Operating System - Linux
1830517 Members
2792 Online
110006 Solutions
New Discussion

DL585 G1 + RHEL4 U4 (X86) == NMI received for unknown reason

 
Siert Zijl
Advisor

DL585 G1 + RHEL4 U4 (X86) == NMI received for unknown reason

We are running RHEL4 U4 on a DL585 G1 and are
experiencing kernel oops'es once in a while during backup or restore.

The tape device being used is a Ultrium 3/960 attached to a "LSI Logic / Symbios Logic 53c1030 PCI-X Fusion-MPT Dual Ultra320 SCSI" scsi controller.

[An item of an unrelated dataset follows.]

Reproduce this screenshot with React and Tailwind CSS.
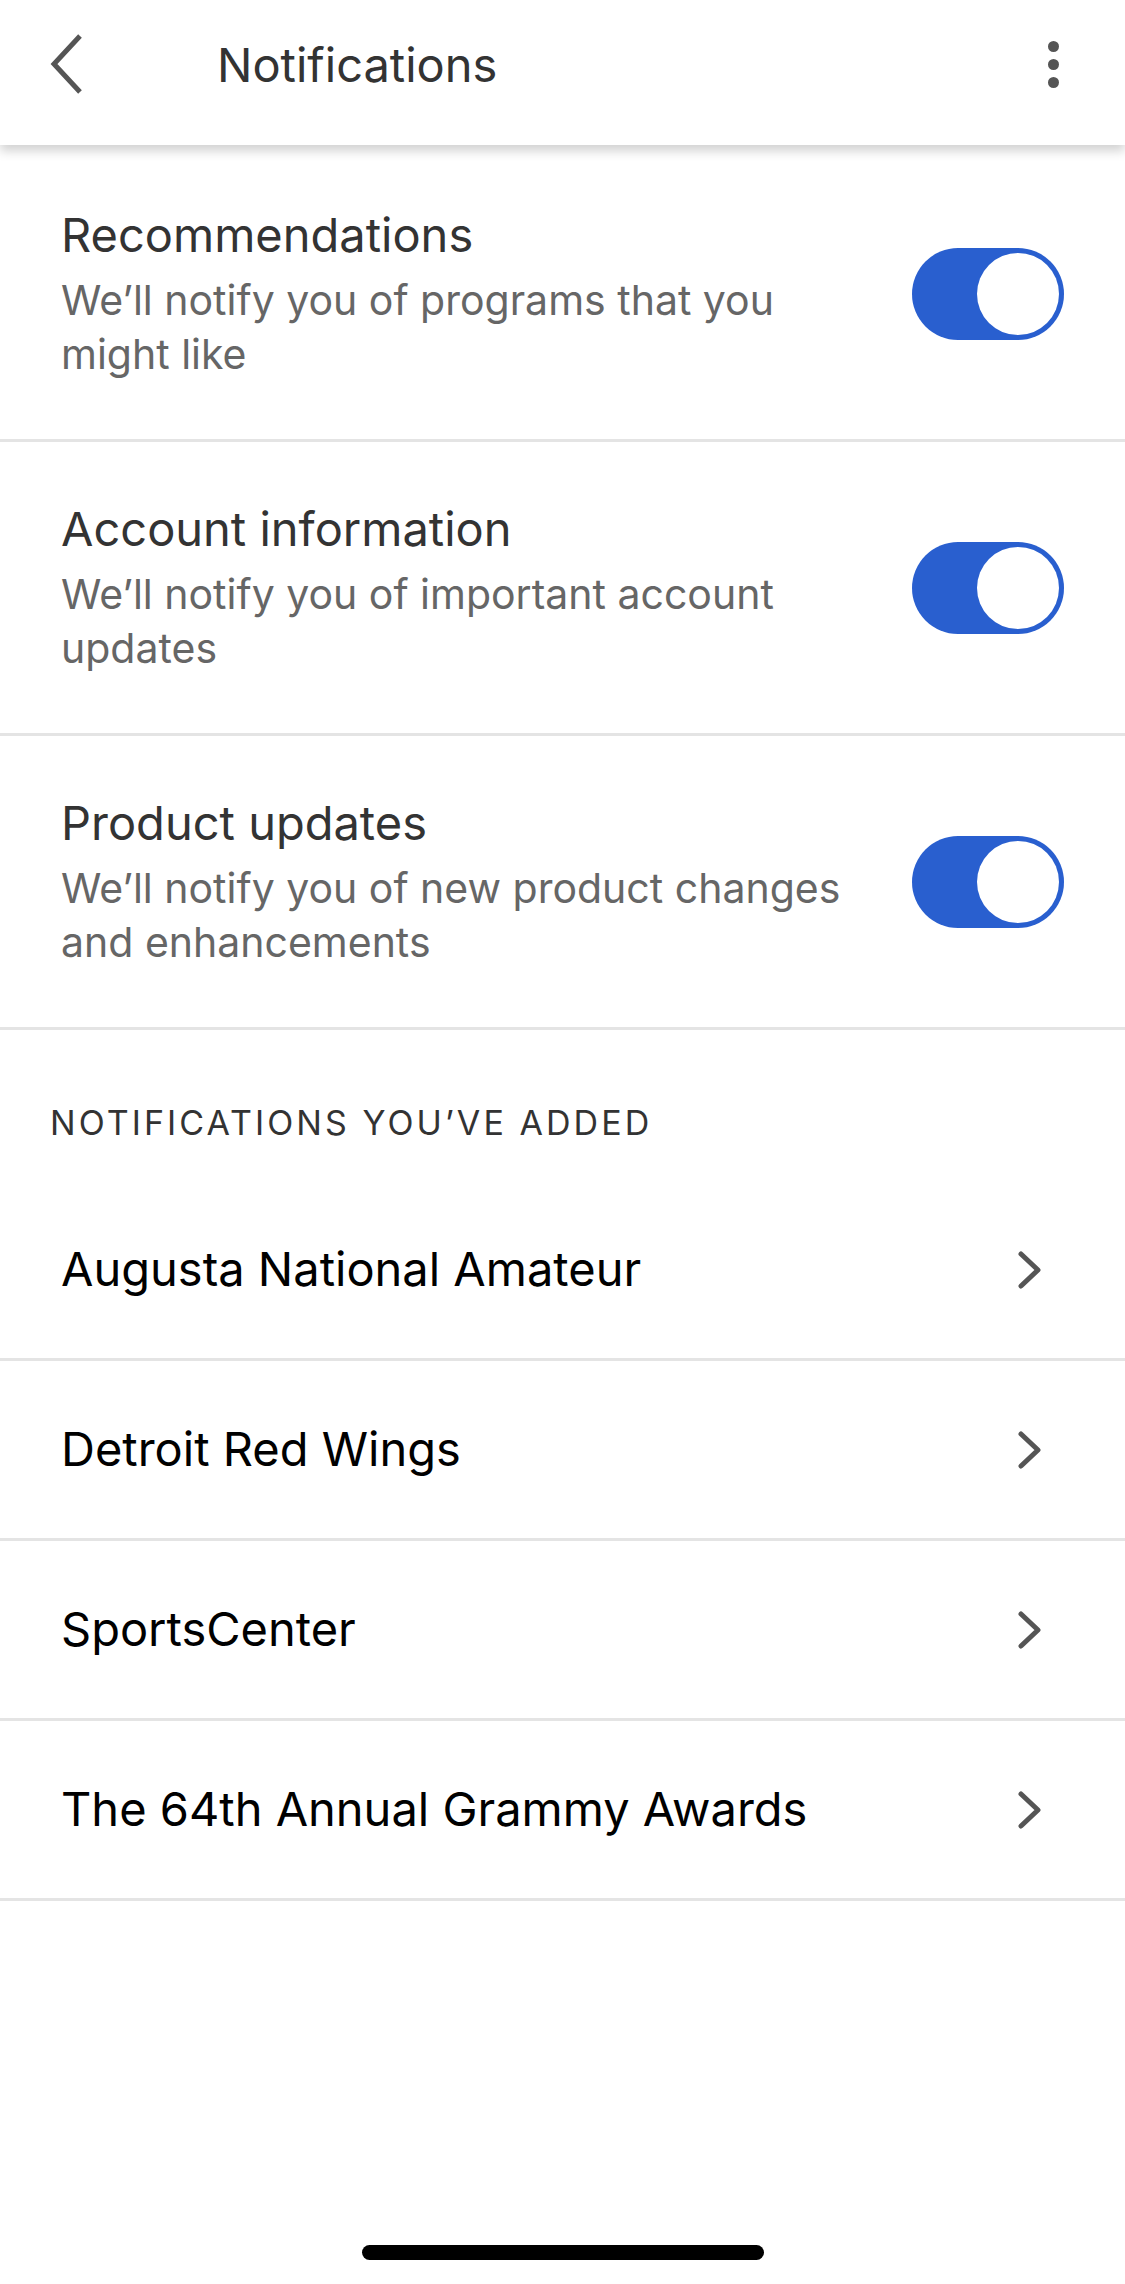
import React from 'react';

const settings = [
  { title: 'Recommendations', desc: 'We\u2019ll notify you of programs that you might like' },
  { title: 'Account information', desc: 'We\u2019ll notify you of important account updates' },
  { title: 'Product updates', desc: 'We\u2019ll notify you of new product changes and enhancements' },
];

const added = [
  'Augusta National Amateur',
  'Detroit Red Wings',
  'SportsCenter',
  'The 64th Annual Grammy Awards',
];

function Toggle() {
  return (
    <div className="w-[152px] h-[92px] rounded-full bg-[#295fcf] flex items-center justify-end pr-[5px] shrink-0">
      <div className="w-[82px] h-[82px] rounded-full bg-white" />
    </div>
  );
}

function ChevronRight() {
  return (
    <svg width="24" height="38" viewBox="0 0 24 38" fill="none" className="shrink-0">
      <path d="M3 3 L20 19 L3 35" stroke="#555555" strokeWidth="5" strokeLinecap="round" strokeLinejoin="round" />
    </svg>
  );
}

export default function App() {
  return (
    <div className="w-[1125px] h-[2284px] bg-white relative overflow-hidden font-['Inter',sans-serif]">
      {/* Header */}
      <div className="h-[145px] bg-white relative z-10 shadow-[0_6px_10px_rgba(0,0,0,0.18)]">
        <div className="h-[128px] flex items-center pl-[47px] pr-[66px]">
          <svg width="38" height="62" viewBox="0 0 38 62" fill="none" className="shrink-0">
            <path d="M33 3 L7 31 L33 59" stroke="#555555" strokeWidth="5" strokeLinejoin="miter" />
          </svg>
          <div className="ml-[132px] text-[47px] text-[#333333] leading-none flex-1">Notifications</div>
          <div className="flex flex-col items-center gap-[7px]">
            <div className="w-[11px] h-[11px] rounded-full bg-[#555555]" />
            <div className="w-[11px] h-[11px] rounded-full bg-[#555555]" />
            <div className="w-[11px] h-[11px] rounded-full bg-[#555555]" />
          </div>
        </div>
      </div>

      {/* Toggle settings */}
      <div className="pt-[3px]">
        {settings.map((s) => (
          <div key={s.title} className="h-[294px] border-b-[3px] border-[#e4e4e4] flex items-center pl-[61px] pr-[61px]">
            <div className="flex-1">
              <div className="text-[47px] leading-[56px] text-[#333333]">{s.title}</div>
              <div className="mt-[10px] w-[800px] text-[41px] leading-[54px] text-[#666666]">{s.desc}</div>
            </div>
            <Toggle />
          </div>
        ))}
      </div>

      {/* Added notifications */}
      <div className="pt-[72px] pb-[38px] pl-[50px] text-[34px] leading-[41px] tracking-[0.09em] text-[#333333]">
        NOTIFICATIONS YOU&rsquo;VE ADDED
      </div>
      {added.map((name) => (
        <div key={name} className="h-[180px] border-b-[3px] border-[#e4e4e4] flex items-center pl-[61px] pr-[83px]">
          <div className="flex-1 text-[47px] text-black">{name}</div>
          <ChevronRight />
        </div>
      ))}

      {/* Home indicator */}
      <div className="absolute left-[362px] top-[2245px] w-[402px] h-[15px] rounded-full bg-black" />
    </div>
  );
}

The following kernel information is logged to syslog/dmesg a couple of minutes before the kernel oops:

Uhhuh. NMI received for unknown reason 31 on CPU 2.
Uhhuh. NMI received for unknown reason 31 on CPU 3.
Dazed and confused, but trying to continue
Do you have a strange power saving mode enabled?
Uhhuh. NMI received for unknown reason 31 on CPU 1.
Dazed and confused, but trying to continue
Do you have a strange power saving mode enabled?
Uhhuh. NMI received for unknown reason 31 on CPU 0.
Dazed and confused, but trying to continue
Do you have a strange power saving mode enabled?
Dazed and confused, but trying to continue
Do you have a strange power saving mode enabled?
Uhhuh. NMI received for unknown reason 21 on CPU 2.
Uhhuh. NMI received for unknown reason 21 on CPU 0.
Uhhuh. NMI received for unknown reason 21 on CPU 3.
Dazed and confused, but trying to continue
Do you have a strange power saving mode enabled?
Uhhuh. NMI received for unknown reason 21 on CPU 1.
Dazed and confused, but trying to continue
Do you have a strange power saving mode enabled?
Dazed and confused, but trying to continue
Do you have a strange power saving mode enabled?
Dazed and confused, but trying to continue
Do you have a strange power saving mode enabled?

I wonder if other people experienced the same problem or have possible solutions. The kernel is -not- tainted.
Linux system administrator
3 REPLIES 3
Siert Zijl
Advisor

Re: DL585 G1 + RHEL4 U4 (X86) == NMI received for unknown reason

I fixed it.

During a restore I saw the following information logged from the kernel to syslog:

st0: Failed to read 32768 byte block with 1024 byte transfer.
st0: Failed to read 32768 byte block with 1024 byte transfer.

The server crashed (oops) with the line:

Unable to handle kernel NULL pointer dereference at virtual address 00000044

After more research I saw that the st.o kernel module was used, instead of sg.o. Once I changed that and reconfigured the tapedevice in Netvault, the above system behaviour is not returning.

Conclusion:
My backup software (Netvault) only supports the sg.o module for a stand alone tape device. The st.o module should not be used.
Linux system administrator
Siert Zijl
Advisor

Re: DL585 G1 + RHEL4 U4 (X86) == NMI received for unknown reason

See last post.
Linux system administrator
Maarten Verwijs
Advisor

Re: DL585 G1 + RHEL4 U4 (X86) == NMI received for unknown reason

RHEL4? Siert, you know better than that: you _know_ you should use Debian. ;-)


-mverwijs@cistron.nl^Wsron.nl